I do not believe that it will be done today but perhaps in the future the Minister will explain in greater depth how the Scottish agency and that which will obtain in the rest of Great Britain will have common standards. I believe most noble Lords know but it is proper for me to declare that I have an interest in the waste management industry, particularly in that arm called the disposal of waste.

When my right honourable friend the Prime Minister announced in July 1991 that it was the intention of the Government to establish the environment agency one would have expected the industry to be consulted. Sadly, during the lengthy gestation and planning period leading up to the publication of the Bill, perhaps the largest single industry--the waste management industry, with a turnover of between £5 billion and £6 billion--did not have any representation.

On 23rd November in the debate on the loyal Address, the noble Baroness, Lady Nicol, expressed her disappointment at the fact that the agency's advisory committee did not include a scientist. Today other noble Lords have deplored the fact that the shadow board, which now comprises 11 of the 15 members, does not include an expert in this, that or another area. I am not special pleading. However, given that the waste disposal industry has such a high profile and given, I am sad to say, that the public's perception of it is--quite wrongly--not of the highest, it seems essential that the industry should have a place on the board of the agency which, under Parts II and IV, will dictate and direct the objectives to be achieved and, to some extent, the route by which those objectives should be reached.
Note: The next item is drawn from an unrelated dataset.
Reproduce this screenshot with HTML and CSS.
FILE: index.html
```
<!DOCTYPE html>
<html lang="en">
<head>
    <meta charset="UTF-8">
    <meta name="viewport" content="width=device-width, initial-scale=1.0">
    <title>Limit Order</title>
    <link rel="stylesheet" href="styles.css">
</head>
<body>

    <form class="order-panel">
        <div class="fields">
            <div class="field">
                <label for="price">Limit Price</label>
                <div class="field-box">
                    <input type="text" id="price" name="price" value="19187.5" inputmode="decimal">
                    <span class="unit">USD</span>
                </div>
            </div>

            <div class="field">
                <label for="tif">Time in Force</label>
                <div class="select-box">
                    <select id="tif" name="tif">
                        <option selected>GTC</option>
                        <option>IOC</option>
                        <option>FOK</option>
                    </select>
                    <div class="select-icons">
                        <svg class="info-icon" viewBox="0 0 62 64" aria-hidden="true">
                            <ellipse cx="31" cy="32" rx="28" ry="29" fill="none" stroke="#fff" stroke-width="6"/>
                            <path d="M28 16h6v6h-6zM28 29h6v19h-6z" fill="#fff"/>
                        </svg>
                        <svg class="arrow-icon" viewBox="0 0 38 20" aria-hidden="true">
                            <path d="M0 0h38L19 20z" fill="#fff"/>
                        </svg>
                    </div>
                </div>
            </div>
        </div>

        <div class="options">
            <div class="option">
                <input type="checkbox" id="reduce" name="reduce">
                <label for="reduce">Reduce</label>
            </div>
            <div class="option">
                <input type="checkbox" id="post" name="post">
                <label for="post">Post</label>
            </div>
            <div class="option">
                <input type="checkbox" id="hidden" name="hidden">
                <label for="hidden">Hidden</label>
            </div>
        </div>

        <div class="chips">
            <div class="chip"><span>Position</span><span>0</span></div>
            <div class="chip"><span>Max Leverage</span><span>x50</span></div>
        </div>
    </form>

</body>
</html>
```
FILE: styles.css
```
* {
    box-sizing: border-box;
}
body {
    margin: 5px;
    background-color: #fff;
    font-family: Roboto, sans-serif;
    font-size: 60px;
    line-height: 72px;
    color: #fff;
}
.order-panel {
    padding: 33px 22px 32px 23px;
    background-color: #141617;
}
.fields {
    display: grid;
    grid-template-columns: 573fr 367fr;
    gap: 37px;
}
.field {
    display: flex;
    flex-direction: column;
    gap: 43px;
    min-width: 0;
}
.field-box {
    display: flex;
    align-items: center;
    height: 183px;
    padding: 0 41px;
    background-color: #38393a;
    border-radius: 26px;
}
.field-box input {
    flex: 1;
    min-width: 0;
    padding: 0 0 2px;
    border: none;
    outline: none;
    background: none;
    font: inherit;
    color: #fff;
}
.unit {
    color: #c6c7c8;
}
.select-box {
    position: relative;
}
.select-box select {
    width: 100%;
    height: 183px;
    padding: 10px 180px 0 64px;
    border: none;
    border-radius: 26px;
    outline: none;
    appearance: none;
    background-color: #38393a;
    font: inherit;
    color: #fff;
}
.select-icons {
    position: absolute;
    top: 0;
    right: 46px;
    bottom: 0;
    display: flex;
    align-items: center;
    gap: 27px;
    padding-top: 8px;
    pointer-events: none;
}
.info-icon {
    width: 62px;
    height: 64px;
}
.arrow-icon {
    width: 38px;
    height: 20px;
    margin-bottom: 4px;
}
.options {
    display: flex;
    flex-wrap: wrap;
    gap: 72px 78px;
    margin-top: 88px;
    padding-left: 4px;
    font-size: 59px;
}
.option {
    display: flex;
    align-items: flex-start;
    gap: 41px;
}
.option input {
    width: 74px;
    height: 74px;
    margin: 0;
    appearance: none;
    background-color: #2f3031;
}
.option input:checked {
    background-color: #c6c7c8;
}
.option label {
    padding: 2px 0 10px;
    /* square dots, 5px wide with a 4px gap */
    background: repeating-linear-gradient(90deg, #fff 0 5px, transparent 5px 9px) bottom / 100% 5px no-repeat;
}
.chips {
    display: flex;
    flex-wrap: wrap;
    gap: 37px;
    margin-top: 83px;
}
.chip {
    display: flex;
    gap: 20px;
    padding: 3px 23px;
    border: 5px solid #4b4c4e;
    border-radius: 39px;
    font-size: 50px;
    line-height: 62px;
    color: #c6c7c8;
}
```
I take as an example the provisions of the Environmental Protection Act 1990, implemented only in May this year, as they relate to the waste management licensing system. Only a few months on, strains are already showing, and they will have to be dealt with. A particular problem of which the Government are well aware is the concern felt about the fact that waste management companies have to demonstrate that they are able to meet unquantified financial obligations for an indefinite period into the future. In some cases, that date could be 50 or even 100 years away. The insurance market is not interested. So individual companies are required by the current regulatory authorities to put up, in some cases, as much as £1 million in cash--not in bonds or in promises but in hard cash--in order to meet undefined and unquantified problems.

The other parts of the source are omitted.